Aim =
Only the lines from the one containing "What React, TypeScript" down to the one containing "<TextField>index</TextField>", inclusive, are to be quoted exactly.

Task input =
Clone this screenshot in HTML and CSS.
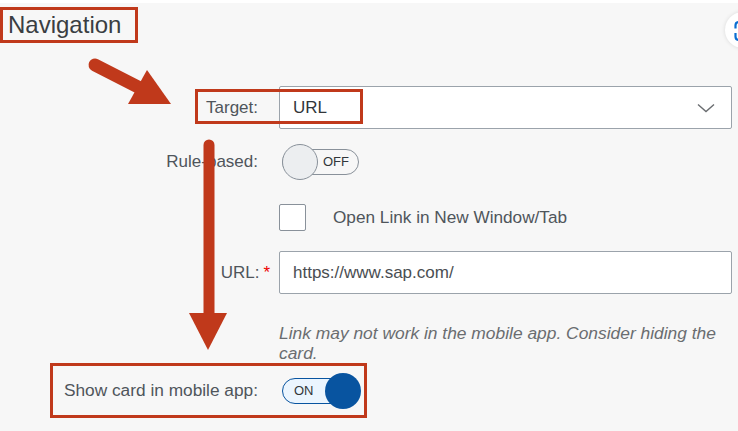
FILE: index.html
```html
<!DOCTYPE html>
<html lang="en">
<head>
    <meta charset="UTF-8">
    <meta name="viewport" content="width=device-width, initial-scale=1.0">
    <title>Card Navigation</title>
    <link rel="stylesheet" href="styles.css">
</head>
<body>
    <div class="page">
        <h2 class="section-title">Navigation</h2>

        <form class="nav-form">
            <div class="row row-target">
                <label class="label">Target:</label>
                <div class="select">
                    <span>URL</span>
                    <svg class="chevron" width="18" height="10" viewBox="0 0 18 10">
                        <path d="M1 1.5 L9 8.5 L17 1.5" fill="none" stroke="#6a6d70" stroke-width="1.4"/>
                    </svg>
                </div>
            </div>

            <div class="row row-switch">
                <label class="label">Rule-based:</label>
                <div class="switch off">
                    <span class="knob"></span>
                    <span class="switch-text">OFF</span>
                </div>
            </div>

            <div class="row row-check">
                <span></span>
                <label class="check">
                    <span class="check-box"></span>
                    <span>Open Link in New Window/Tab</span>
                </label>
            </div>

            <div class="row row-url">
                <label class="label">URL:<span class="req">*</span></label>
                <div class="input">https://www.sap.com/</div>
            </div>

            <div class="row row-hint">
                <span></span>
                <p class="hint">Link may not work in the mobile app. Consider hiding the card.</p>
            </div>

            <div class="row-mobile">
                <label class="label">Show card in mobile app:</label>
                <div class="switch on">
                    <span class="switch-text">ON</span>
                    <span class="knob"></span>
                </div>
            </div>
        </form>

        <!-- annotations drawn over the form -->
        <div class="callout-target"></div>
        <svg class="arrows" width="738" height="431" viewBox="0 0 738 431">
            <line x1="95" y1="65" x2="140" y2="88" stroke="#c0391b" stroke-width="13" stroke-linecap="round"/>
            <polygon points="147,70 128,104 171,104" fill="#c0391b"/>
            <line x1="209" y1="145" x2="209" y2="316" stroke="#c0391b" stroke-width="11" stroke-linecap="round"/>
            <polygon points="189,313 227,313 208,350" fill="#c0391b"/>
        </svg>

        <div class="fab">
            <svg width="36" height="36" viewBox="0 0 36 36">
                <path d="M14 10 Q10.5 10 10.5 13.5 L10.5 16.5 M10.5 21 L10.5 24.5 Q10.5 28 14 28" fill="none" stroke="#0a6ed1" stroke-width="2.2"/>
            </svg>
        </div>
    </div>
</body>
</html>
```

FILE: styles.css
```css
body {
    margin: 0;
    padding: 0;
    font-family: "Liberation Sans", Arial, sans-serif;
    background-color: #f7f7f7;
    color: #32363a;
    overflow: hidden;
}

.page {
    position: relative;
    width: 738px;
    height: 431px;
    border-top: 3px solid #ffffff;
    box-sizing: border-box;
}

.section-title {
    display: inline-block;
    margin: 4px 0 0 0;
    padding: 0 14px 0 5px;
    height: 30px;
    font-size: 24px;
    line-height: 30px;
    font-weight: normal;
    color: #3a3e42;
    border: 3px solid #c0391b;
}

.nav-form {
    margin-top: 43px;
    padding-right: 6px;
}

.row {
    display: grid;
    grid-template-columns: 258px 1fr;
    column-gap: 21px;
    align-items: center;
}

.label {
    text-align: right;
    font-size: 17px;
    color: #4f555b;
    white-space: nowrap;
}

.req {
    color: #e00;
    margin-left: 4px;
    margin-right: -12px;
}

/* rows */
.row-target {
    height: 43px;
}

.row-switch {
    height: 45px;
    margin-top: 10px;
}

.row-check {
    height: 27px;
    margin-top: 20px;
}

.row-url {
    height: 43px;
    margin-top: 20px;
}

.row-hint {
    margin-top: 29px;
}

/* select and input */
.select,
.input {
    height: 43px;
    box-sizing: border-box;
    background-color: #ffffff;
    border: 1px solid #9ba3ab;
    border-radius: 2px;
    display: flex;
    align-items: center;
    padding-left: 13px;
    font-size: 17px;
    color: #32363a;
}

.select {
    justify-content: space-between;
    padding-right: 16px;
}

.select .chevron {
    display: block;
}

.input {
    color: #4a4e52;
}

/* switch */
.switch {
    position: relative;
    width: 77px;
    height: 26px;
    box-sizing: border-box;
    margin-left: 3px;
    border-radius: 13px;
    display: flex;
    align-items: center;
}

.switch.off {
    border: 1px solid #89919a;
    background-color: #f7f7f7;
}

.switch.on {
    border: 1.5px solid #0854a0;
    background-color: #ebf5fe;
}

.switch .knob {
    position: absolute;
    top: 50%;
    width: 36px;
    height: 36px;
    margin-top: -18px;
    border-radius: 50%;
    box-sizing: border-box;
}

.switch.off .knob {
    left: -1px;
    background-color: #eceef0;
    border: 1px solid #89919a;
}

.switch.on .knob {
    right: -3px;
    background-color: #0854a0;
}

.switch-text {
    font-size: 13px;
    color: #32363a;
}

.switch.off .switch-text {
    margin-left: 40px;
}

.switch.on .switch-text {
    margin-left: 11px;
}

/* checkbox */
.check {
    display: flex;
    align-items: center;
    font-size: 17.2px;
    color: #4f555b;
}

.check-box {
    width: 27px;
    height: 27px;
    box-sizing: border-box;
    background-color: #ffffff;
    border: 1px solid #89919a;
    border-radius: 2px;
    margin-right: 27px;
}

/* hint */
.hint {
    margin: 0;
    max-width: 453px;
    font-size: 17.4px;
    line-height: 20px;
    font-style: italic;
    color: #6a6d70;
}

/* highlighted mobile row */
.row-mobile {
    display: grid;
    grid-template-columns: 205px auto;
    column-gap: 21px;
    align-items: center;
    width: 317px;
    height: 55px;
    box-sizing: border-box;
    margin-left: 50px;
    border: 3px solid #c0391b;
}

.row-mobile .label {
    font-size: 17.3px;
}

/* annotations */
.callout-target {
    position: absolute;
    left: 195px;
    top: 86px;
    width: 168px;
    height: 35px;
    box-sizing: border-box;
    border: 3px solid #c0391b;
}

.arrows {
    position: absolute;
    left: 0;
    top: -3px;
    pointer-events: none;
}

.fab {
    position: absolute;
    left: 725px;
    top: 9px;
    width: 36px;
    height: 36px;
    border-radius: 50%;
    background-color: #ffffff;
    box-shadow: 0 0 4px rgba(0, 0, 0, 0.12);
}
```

==

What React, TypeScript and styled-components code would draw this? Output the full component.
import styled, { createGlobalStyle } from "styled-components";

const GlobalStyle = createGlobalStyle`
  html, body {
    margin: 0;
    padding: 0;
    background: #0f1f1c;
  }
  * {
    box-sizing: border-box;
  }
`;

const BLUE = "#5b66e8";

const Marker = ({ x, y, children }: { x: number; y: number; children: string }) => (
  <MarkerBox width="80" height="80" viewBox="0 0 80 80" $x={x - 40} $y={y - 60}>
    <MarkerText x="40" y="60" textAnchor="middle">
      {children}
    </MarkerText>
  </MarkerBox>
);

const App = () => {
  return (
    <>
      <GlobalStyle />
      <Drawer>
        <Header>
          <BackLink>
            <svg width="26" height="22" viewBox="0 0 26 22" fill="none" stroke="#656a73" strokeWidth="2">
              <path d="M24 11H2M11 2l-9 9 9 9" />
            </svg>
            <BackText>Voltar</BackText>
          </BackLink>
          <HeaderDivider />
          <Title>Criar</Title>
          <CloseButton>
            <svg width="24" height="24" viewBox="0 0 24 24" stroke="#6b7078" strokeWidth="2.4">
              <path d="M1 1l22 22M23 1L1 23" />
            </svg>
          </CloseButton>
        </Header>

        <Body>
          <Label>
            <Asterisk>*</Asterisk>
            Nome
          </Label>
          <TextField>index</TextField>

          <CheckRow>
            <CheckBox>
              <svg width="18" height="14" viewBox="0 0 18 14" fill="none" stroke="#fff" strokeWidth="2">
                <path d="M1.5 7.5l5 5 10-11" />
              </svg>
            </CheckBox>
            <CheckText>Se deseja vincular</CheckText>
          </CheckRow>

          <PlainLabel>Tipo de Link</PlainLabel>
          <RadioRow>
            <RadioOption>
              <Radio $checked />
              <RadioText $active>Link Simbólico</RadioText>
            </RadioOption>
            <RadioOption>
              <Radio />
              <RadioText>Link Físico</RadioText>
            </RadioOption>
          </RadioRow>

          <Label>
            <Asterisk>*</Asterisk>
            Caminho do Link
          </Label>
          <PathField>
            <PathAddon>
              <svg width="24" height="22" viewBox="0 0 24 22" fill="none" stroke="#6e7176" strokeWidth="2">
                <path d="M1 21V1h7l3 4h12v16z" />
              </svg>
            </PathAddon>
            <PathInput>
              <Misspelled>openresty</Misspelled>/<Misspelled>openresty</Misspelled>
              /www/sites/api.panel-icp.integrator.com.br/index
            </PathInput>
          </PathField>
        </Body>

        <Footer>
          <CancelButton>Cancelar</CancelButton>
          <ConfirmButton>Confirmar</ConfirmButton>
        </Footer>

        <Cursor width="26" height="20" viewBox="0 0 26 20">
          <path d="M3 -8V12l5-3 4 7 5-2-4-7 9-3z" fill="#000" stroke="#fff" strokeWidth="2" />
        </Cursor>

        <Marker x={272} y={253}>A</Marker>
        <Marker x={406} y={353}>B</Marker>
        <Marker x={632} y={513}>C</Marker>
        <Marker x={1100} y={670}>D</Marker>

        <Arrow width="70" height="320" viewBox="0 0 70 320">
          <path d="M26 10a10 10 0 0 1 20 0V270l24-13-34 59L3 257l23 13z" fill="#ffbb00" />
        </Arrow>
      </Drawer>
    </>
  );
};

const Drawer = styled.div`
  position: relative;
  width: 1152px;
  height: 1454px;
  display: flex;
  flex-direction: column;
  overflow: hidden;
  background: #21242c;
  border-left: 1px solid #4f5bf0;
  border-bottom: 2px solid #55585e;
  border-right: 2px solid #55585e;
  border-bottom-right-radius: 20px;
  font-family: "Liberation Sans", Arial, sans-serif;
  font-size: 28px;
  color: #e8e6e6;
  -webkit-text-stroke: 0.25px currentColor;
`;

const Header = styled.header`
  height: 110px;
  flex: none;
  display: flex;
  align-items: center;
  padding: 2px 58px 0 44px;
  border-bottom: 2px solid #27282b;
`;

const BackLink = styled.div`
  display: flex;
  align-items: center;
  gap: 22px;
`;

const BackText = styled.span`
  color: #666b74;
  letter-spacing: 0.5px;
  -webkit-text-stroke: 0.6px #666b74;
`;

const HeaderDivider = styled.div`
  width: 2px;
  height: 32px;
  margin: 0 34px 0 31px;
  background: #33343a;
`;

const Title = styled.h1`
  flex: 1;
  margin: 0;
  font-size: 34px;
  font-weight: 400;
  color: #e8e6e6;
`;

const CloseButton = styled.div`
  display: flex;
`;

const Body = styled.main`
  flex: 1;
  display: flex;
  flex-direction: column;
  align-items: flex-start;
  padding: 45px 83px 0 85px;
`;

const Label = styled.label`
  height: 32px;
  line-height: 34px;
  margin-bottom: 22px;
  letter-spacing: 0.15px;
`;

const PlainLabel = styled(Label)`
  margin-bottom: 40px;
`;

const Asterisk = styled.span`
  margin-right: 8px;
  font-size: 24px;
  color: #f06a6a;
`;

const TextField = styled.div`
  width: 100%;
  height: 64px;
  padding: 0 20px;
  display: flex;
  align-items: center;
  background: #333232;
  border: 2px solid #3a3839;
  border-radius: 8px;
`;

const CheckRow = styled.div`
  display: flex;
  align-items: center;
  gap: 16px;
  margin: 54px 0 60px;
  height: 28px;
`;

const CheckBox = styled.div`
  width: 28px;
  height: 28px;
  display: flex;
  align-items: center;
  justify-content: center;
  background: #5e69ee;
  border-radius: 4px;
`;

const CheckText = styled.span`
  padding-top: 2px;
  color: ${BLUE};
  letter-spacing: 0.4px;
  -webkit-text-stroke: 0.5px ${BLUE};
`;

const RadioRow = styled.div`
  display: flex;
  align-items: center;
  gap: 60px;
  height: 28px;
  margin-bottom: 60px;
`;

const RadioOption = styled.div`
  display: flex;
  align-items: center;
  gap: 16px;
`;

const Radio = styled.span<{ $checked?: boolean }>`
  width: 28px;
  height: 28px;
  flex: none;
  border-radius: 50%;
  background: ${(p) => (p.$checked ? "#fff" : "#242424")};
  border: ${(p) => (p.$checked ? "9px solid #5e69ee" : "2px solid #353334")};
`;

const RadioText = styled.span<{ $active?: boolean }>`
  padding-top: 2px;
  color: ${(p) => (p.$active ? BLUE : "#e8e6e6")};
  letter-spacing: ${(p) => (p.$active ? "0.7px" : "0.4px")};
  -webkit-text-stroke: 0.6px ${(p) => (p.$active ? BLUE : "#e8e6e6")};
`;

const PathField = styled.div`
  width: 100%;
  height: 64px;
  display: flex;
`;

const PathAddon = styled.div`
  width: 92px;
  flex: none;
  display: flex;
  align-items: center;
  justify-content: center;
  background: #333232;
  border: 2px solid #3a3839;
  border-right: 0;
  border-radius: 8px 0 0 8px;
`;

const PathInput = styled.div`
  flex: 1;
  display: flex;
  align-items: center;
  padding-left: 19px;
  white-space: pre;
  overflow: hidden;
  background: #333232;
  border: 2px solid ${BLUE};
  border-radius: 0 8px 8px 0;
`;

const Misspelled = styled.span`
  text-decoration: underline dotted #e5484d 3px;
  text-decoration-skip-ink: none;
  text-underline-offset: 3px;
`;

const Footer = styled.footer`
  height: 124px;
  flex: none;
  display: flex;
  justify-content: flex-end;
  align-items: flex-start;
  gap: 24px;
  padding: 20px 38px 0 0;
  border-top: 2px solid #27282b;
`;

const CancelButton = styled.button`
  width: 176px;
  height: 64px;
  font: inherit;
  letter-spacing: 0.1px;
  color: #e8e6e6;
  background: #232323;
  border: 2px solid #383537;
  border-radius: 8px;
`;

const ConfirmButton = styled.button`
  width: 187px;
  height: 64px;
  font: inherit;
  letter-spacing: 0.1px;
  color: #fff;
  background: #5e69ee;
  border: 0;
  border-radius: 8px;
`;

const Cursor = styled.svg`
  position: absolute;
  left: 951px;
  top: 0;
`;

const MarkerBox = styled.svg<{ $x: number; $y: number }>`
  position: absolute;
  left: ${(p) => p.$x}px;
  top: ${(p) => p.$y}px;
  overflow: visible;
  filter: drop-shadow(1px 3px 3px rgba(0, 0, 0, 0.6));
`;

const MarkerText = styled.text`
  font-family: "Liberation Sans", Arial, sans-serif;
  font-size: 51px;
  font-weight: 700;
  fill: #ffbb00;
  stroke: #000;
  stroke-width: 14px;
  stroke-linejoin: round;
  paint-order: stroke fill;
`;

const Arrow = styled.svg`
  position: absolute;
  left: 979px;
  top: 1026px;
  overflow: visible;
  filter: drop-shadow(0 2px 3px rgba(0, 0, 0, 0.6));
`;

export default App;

Finished exercise =
What React, TypeScript and styled-components code would draw this? Output the full component.
import styled, { createGlobalStyle } from "styled-components";

const GlobalStyle = createGlobalStyle`
  html, body {
    margin: 0;
    padding: 0;
    background: #0f1f1c;
  }
  * {
    box-sizing: border-box;
  }
`;

const BLUE = "#5b66e8";

const Marker = ({ x, y, children }: { x: number; y: number; children: string }) => (
  <MarkerBox width="80" height="80" viewBox="0 0 80 80" $x={x - 40} $y={y - 60}>
    <MarkerText x="40" y="60" textAnchor="middle">
      {children}
    </MarkerText>
  </MarkerBox>
);

const App = () => {
  return (
    <>
      <GlobalStyle />
      <Drawer>
        <Header>
          <BackLink>
            <svg width="26" height="22" viewBox="0 0 26 22" fill="none" stroke="#656a73" strokeWidth="2">
              <path d="M24 11H2M11 2l-9 9 9 9" />
            </svg>
            <BackText>Voltar</BackText>
          </BackLink>
          <HeaderDivider />
          <Title>Criar</Title>
          <CloseButton>
            <svg width="24" height="24" viewBox="0 0 24 24" stroke="#6b7078" strokeWidth="2.4">
              <path d="M1 1l22 22M23 1L1 23" />
            </svg>
          </CloseButton>
        </Header>

        <Body>
          <Label>
            <Asterisk>*</Asterisk>
            Nome
          </Label>
          <TextField>index</TextField>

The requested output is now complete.